Work to complete
Filter the entries that follow, copying every line in which the word "this" appears.

Stored dataset items
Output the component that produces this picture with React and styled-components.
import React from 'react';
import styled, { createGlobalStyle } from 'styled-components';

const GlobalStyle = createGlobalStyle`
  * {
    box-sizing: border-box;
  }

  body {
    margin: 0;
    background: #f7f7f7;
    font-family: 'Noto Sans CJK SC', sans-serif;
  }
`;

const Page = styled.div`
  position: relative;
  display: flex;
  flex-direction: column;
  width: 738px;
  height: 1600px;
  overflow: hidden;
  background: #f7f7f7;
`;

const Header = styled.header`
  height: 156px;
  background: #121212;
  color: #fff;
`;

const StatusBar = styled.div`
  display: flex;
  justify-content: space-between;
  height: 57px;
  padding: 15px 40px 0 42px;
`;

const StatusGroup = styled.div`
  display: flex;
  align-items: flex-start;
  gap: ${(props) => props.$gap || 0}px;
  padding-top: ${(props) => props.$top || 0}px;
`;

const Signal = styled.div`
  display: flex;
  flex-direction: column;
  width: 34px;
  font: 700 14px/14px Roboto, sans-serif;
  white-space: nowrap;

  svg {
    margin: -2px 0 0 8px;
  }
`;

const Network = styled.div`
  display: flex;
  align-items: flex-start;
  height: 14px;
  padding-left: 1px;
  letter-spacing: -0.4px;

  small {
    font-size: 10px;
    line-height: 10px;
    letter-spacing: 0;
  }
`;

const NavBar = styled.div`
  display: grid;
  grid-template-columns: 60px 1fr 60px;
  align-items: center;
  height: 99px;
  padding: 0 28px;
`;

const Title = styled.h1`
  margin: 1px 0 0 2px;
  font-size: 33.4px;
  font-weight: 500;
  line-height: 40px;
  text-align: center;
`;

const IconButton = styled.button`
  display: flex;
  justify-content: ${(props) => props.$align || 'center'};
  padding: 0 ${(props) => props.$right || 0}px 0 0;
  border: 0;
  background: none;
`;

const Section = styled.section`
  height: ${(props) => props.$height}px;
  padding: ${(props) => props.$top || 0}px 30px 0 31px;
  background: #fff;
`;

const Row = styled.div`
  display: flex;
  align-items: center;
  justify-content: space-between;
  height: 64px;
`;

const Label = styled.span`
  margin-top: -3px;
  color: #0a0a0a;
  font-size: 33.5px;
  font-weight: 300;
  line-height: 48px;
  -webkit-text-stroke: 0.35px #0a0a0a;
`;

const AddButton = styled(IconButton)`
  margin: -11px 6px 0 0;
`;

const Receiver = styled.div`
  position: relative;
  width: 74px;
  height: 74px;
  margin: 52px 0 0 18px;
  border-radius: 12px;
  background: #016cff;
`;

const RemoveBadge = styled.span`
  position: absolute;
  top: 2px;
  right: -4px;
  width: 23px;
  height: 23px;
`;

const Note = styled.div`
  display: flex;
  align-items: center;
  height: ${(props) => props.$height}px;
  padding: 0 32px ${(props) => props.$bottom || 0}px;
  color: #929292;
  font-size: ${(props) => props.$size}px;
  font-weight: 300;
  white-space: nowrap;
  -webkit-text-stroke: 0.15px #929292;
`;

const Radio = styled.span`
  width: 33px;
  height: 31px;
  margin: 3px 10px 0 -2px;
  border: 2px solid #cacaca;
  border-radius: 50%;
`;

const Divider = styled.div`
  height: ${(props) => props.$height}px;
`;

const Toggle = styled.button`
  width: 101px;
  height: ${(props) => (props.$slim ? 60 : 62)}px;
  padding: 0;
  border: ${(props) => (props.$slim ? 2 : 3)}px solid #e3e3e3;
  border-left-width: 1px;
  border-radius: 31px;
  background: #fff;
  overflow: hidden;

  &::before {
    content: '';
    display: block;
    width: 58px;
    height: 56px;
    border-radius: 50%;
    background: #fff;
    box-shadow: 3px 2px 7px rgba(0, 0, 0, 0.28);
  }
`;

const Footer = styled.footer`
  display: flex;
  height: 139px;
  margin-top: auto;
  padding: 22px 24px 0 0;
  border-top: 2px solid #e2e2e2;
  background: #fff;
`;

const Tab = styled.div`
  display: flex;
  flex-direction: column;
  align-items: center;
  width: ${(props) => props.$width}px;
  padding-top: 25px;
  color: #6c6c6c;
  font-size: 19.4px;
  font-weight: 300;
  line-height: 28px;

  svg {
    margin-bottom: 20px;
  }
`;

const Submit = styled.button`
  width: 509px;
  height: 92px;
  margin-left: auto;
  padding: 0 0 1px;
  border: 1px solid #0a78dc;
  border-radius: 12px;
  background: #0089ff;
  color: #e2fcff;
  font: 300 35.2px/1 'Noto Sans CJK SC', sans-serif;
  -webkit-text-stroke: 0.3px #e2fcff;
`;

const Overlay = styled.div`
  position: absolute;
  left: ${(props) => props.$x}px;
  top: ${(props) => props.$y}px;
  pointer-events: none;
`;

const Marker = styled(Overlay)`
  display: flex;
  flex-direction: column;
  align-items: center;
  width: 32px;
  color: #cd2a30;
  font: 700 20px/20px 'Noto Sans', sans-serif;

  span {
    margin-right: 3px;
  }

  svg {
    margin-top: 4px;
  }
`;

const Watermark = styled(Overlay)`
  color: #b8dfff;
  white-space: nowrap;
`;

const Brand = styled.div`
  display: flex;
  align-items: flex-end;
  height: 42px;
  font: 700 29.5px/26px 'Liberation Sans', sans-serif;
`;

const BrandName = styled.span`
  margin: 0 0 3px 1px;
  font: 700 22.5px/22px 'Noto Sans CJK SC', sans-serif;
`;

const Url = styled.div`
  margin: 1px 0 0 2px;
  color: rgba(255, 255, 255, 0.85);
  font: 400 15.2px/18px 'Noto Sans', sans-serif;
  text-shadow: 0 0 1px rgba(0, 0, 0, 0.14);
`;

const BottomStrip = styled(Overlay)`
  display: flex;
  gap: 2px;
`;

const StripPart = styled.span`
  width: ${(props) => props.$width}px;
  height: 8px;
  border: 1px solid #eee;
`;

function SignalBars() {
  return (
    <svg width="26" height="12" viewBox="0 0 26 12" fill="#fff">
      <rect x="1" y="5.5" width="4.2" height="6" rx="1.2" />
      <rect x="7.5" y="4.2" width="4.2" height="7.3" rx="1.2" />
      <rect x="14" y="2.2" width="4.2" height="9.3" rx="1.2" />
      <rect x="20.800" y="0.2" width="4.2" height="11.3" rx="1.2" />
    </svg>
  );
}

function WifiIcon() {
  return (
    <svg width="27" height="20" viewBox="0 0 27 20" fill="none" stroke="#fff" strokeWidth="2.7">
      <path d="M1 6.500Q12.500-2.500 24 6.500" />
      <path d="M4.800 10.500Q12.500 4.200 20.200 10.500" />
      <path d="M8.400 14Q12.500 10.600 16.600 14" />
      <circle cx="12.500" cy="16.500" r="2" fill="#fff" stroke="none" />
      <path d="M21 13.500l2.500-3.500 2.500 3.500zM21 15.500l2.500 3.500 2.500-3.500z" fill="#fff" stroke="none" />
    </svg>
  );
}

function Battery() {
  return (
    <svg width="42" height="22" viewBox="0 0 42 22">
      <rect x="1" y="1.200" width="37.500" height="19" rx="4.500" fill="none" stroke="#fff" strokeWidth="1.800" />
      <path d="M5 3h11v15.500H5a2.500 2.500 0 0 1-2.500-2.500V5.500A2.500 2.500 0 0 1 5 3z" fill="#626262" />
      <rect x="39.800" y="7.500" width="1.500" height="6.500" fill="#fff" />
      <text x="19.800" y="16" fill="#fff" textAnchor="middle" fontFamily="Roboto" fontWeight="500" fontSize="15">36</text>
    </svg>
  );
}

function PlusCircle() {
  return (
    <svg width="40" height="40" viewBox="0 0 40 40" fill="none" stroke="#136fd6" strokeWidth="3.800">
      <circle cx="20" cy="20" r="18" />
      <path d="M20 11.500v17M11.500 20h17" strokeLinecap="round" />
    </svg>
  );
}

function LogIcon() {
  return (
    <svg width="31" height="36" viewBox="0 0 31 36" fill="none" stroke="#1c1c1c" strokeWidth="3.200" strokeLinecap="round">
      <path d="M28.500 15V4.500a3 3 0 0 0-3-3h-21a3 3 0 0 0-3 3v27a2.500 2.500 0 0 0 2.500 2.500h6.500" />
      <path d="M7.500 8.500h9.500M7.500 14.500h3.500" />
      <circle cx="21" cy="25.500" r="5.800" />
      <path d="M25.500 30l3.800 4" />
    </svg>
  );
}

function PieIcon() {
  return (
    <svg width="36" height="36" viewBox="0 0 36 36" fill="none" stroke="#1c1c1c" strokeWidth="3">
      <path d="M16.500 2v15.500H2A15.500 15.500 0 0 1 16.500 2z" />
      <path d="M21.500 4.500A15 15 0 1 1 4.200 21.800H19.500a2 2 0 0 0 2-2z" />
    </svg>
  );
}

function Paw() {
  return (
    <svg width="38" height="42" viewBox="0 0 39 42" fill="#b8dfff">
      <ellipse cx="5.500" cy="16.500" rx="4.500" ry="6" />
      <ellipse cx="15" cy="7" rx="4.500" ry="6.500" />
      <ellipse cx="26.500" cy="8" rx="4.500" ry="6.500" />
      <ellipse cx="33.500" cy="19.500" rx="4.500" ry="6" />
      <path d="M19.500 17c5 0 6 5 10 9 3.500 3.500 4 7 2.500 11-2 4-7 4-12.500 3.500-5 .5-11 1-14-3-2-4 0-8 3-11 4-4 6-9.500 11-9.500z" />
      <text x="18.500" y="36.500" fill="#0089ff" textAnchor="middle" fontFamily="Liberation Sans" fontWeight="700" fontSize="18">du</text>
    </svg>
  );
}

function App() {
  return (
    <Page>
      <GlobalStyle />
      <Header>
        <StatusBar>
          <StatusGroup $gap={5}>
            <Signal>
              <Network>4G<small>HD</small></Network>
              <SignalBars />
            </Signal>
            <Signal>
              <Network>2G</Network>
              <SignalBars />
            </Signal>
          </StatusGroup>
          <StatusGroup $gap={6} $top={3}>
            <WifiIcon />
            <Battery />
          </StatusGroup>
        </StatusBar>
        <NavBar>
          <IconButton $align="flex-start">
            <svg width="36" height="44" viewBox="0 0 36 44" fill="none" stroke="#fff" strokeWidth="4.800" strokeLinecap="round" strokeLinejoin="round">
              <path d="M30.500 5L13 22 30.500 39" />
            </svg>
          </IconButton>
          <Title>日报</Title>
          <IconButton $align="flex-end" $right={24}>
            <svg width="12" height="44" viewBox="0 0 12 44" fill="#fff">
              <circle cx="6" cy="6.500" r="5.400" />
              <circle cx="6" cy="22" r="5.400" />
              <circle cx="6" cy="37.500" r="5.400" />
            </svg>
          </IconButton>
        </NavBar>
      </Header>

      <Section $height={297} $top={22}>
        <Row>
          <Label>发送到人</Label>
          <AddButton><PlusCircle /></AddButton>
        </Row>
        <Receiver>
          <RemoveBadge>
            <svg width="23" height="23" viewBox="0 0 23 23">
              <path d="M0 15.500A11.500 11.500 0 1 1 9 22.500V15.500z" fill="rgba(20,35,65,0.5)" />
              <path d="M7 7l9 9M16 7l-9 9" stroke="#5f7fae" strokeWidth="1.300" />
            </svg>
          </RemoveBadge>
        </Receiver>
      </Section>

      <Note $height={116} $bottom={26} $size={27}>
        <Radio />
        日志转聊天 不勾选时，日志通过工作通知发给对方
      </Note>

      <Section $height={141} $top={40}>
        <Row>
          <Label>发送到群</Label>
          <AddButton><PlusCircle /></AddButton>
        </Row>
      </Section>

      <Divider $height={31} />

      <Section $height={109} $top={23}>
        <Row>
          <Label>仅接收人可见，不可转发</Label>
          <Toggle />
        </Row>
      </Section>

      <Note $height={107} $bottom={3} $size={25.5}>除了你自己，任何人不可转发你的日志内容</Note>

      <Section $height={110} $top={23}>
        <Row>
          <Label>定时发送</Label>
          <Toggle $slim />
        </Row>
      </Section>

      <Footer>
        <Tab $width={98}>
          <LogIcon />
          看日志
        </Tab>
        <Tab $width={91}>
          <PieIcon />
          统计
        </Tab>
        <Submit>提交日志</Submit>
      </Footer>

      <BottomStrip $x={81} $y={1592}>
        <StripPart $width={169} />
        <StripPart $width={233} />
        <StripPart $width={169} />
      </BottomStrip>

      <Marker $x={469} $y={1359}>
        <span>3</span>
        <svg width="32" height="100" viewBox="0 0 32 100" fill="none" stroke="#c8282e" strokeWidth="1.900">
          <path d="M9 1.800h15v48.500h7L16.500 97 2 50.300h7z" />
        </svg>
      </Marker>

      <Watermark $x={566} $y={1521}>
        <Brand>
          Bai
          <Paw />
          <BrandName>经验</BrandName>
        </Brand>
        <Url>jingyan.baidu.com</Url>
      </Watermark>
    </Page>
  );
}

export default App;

* * *

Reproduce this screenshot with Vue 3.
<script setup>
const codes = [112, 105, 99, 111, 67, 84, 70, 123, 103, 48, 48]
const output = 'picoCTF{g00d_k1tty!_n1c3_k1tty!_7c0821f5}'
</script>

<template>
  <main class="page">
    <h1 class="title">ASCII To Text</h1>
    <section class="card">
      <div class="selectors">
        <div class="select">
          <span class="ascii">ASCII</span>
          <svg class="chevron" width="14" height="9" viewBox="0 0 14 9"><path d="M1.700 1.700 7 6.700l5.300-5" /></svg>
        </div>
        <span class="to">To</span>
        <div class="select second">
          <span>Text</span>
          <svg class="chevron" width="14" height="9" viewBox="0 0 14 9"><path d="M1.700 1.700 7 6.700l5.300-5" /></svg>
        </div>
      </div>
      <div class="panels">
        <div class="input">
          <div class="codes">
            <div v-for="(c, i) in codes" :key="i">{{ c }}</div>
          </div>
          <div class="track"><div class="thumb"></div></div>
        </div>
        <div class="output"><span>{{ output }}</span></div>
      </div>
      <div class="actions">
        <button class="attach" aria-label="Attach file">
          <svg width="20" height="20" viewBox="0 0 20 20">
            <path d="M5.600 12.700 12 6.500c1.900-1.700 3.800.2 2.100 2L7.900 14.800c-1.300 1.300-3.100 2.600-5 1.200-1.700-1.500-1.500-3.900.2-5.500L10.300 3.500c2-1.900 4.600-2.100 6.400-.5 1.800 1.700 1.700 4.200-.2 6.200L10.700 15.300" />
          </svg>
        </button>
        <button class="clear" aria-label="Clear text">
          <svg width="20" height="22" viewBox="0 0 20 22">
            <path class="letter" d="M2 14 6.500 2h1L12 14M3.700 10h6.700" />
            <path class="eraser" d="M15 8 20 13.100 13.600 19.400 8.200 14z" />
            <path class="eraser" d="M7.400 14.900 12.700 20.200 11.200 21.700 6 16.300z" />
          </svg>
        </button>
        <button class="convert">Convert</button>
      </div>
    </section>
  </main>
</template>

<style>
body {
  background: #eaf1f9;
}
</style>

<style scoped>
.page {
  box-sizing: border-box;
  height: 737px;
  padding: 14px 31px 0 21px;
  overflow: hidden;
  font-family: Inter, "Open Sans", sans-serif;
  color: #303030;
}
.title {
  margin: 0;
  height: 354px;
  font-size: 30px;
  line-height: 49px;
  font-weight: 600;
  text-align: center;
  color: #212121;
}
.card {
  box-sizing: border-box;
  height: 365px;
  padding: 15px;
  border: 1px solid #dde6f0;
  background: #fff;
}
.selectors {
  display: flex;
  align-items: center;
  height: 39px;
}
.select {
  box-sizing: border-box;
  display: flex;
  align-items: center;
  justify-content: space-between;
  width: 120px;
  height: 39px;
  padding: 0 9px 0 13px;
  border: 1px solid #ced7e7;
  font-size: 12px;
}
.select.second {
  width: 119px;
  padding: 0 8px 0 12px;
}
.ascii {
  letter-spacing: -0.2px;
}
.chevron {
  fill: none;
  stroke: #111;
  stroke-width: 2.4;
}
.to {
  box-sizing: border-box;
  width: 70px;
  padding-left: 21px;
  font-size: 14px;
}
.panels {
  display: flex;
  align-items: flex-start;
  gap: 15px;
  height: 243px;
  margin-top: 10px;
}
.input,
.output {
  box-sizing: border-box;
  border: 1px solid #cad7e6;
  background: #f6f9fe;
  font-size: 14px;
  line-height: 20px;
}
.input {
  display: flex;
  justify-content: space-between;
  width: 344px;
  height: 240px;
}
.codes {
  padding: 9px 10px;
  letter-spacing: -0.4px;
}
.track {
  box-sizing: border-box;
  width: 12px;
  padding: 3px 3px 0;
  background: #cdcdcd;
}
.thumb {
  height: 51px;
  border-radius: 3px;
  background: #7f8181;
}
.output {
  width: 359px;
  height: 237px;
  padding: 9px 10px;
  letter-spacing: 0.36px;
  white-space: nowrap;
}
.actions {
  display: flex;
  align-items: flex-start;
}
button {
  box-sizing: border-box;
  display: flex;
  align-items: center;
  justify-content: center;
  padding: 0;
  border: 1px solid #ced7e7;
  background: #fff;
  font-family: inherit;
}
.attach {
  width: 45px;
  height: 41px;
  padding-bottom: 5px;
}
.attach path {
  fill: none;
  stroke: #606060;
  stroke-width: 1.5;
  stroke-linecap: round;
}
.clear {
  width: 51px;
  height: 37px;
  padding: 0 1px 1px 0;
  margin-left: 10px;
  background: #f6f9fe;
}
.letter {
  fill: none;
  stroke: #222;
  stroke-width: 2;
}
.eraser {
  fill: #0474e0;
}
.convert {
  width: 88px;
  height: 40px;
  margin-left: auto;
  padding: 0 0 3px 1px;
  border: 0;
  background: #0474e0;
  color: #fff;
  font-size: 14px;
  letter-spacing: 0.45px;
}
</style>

Response below
Output the component that produces this picture with React and styled-components.
Reproduce this screenshot with Vue 3.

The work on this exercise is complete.